- Prompt
Filter these entries, keeping only lines that hold the word "image".

++++++++++++++++++++

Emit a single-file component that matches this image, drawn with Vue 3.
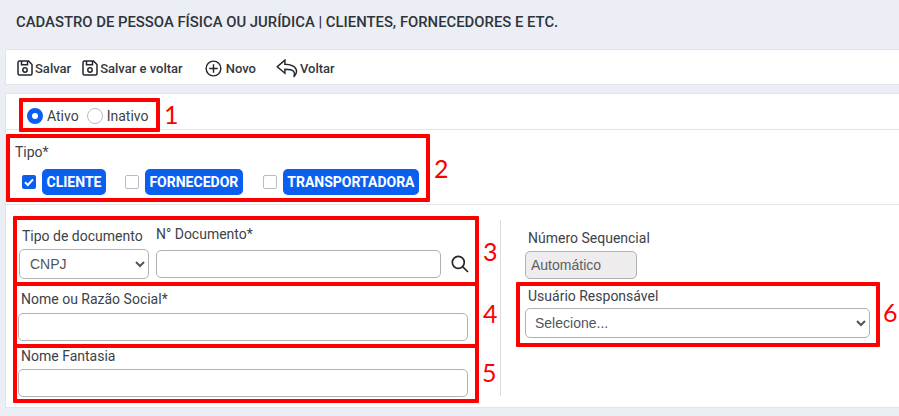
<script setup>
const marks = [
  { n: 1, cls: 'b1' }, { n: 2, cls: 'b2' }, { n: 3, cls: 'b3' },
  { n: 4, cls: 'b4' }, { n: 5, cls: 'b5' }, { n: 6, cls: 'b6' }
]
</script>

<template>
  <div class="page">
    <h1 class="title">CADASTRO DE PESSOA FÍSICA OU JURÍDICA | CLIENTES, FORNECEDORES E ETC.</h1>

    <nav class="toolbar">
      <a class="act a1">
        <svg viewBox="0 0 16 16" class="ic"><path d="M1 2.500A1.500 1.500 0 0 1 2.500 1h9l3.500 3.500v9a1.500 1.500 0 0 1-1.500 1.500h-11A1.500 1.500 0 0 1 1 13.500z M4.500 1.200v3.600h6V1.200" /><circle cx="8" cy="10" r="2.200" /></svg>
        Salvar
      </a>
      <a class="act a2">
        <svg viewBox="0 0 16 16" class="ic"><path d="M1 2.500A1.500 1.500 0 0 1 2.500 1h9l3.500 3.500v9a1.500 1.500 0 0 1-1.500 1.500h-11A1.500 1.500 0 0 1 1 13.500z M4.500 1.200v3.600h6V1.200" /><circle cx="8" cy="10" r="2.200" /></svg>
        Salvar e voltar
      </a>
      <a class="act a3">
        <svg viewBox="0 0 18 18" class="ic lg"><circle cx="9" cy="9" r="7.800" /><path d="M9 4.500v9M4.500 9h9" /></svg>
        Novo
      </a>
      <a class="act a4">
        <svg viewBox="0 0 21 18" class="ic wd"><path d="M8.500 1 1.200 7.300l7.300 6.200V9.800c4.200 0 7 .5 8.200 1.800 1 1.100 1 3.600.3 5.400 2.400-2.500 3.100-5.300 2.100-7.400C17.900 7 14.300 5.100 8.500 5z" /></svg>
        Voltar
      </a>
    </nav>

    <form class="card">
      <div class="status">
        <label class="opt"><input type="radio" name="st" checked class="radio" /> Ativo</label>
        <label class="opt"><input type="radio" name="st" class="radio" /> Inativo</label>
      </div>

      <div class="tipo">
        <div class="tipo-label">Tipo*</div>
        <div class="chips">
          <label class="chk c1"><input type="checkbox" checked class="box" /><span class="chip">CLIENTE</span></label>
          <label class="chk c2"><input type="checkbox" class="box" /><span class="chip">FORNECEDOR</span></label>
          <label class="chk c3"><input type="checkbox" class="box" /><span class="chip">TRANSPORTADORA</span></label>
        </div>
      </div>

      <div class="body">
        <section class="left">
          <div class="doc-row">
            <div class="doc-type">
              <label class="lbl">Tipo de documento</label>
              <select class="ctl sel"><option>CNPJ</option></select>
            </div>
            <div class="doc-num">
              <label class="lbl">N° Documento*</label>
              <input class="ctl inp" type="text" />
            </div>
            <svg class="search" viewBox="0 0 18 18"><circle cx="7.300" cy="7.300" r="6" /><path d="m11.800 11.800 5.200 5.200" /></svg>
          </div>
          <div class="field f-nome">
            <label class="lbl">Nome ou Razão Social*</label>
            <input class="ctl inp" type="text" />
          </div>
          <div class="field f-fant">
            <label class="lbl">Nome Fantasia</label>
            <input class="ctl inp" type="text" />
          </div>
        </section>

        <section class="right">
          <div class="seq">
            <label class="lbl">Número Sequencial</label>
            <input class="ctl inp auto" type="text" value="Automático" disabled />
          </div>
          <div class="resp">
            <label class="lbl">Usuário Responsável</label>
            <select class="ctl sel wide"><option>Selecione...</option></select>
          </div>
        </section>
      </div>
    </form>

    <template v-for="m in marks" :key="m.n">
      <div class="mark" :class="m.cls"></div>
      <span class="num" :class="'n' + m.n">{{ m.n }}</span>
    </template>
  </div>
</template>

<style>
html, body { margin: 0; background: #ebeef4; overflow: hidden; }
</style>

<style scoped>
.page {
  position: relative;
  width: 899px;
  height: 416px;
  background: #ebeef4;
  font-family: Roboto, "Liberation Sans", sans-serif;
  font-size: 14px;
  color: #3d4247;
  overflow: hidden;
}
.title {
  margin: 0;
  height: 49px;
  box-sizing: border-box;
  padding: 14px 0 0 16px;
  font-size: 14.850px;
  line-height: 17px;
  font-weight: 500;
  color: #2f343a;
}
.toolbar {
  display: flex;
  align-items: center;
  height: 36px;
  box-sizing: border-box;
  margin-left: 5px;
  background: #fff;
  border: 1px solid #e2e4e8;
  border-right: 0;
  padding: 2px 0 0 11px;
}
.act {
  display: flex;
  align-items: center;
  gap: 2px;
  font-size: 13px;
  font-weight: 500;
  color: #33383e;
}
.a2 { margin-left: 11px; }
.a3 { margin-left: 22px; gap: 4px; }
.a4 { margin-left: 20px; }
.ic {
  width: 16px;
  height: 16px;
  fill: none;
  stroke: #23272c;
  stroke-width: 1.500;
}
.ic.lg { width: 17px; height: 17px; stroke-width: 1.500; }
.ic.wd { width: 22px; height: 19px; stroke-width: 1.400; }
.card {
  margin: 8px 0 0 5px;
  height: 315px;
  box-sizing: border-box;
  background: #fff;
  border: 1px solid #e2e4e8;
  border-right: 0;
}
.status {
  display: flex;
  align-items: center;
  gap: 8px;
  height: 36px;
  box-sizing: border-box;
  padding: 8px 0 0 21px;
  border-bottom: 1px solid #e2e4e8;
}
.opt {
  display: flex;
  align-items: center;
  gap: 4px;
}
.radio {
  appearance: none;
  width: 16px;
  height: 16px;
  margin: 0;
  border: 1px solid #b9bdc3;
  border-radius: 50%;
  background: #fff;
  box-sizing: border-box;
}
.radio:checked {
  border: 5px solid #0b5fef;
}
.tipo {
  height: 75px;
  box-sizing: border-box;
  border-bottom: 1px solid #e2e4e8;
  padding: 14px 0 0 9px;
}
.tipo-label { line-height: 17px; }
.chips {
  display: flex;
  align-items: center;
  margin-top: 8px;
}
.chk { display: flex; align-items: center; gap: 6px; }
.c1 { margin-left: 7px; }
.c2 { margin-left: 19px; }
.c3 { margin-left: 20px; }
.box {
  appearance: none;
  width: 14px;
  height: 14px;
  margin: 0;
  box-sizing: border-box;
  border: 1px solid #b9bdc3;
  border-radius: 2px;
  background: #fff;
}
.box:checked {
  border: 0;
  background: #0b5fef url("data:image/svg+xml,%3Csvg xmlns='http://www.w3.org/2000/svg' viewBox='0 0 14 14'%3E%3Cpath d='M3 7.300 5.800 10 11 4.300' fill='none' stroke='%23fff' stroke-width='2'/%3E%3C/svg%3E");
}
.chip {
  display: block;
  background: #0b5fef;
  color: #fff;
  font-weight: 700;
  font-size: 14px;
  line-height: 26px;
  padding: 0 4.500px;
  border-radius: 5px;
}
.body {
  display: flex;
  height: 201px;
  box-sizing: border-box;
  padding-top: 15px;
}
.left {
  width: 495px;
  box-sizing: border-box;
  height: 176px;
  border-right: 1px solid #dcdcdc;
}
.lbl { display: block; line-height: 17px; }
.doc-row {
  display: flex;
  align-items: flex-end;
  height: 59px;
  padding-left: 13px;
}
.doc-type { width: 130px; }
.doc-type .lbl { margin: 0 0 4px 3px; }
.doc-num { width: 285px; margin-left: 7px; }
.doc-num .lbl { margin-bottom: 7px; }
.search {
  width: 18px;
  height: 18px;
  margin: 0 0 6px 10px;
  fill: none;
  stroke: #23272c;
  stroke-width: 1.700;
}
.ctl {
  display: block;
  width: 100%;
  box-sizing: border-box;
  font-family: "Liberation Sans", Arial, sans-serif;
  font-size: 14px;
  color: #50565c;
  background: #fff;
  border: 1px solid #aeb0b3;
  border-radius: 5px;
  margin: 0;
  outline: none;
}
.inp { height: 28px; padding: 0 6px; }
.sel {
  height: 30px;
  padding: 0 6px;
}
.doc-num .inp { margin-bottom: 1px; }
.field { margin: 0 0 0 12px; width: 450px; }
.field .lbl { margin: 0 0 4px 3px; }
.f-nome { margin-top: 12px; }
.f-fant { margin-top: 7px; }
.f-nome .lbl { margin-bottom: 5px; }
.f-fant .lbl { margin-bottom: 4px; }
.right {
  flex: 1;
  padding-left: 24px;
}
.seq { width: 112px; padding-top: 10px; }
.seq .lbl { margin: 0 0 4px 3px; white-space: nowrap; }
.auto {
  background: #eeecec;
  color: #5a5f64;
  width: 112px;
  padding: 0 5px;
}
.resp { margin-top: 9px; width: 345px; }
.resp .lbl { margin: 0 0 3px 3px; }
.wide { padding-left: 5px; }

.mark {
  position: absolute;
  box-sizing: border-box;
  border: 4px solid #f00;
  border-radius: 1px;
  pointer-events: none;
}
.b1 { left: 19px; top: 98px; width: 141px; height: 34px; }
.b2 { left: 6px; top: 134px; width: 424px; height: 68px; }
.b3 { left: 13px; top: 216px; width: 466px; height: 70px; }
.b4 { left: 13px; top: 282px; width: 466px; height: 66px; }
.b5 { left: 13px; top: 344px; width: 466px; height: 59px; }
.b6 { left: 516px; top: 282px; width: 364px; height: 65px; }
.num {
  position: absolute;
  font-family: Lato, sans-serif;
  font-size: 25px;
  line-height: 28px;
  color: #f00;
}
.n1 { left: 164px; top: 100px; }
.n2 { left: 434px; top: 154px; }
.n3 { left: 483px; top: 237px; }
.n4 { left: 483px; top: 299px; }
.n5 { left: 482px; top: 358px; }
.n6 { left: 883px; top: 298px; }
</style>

++++++++++++++++++++

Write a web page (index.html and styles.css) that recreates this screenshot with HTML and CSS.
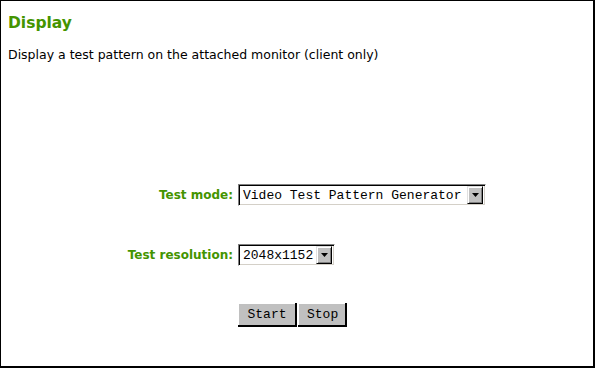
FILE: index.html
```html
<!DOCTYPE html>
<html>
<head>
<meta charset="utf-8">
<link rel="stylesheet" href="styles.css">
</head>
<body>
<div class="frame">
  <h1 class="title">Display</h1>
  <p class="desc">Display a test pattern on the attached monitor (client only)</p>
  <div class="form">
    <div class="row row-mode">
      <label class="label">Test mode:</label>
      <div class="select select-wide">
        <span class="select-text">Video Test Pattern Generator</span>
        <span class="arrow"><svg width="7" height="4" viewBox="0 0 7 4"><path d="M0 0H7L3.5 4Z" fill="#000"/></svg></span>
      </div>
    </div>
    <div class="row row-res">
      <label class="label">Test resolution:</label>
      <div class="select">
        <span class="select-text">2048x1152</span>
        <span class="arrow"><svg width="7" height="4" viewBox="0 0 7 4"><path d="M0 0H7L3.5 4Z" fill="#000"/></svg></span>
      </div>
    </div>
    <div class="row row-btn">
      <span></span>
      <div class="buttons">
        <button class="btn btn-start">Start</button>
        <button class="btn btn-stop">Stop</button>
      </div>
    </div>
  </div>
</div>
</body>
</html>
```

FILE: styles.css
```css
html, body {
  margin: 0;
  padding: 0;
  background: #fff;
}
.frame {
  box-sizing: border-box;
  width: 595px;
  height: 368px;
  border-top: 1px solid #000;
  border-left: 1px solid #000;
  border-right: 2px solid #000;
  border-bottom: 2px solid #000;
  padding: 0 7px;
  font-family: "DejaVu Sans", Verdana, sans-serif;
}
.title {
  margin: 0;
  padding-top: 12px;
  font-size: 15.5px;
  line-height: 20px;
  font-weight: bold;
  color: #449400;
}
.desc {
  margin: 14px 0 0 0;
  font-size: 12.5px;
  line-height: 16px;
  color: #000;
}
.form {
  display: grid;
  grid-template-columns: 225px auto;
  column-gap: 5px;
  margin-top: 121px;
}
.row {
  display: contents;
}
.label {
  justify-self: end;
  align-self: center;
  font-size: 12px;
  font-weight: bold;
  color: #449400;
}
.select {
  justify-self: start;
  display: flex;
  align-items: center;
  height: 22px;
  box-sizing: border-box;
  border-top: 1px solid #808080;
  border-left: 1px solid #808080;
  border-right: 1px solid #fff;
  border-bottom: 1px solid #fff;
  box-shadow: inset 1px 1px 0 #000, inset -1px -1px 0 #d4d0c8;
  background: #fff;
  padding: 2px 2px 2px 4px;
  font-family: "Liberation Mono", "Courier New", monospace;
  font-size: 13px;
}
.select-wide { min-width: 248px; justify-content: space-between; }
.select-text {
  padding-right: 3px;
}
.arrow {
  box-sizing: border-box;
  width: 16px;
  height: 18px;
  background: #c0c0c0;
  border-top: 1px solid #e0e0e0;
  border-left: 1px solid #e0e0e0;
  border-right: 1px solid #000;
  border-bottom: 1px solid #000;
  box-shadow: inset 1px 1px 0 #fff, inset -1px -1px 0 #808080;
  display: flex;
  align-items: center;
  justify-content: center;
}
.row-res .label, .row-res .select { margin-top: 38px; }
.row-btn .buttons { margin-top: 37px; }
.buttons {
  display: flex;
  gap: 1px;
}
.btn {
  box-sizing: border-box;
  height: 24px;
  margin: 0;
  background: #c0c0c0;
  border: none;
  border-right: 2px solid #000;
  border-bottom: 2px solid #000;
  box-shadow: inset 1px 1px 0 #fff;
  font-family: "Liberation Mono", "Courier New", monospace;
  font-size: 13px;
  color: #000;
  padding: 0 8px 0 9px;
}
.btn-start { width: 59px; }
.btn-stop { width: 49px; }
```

++++++++++++++++++++

- Full answer
Emit a single-file component that matches this image, drawn with Vue 3.
  background: #0b5fef url("data:image/svg+xml,%3Csvg xmlns='http://www.w3.org/2000/svg' viewBox='0 0 14 14'%3E%3Cpath d='M3 7.300 5.800 10 11 4.300' fill='none' stroke='%23fff' stroke-width='2'/%3E%3C/svg%3E");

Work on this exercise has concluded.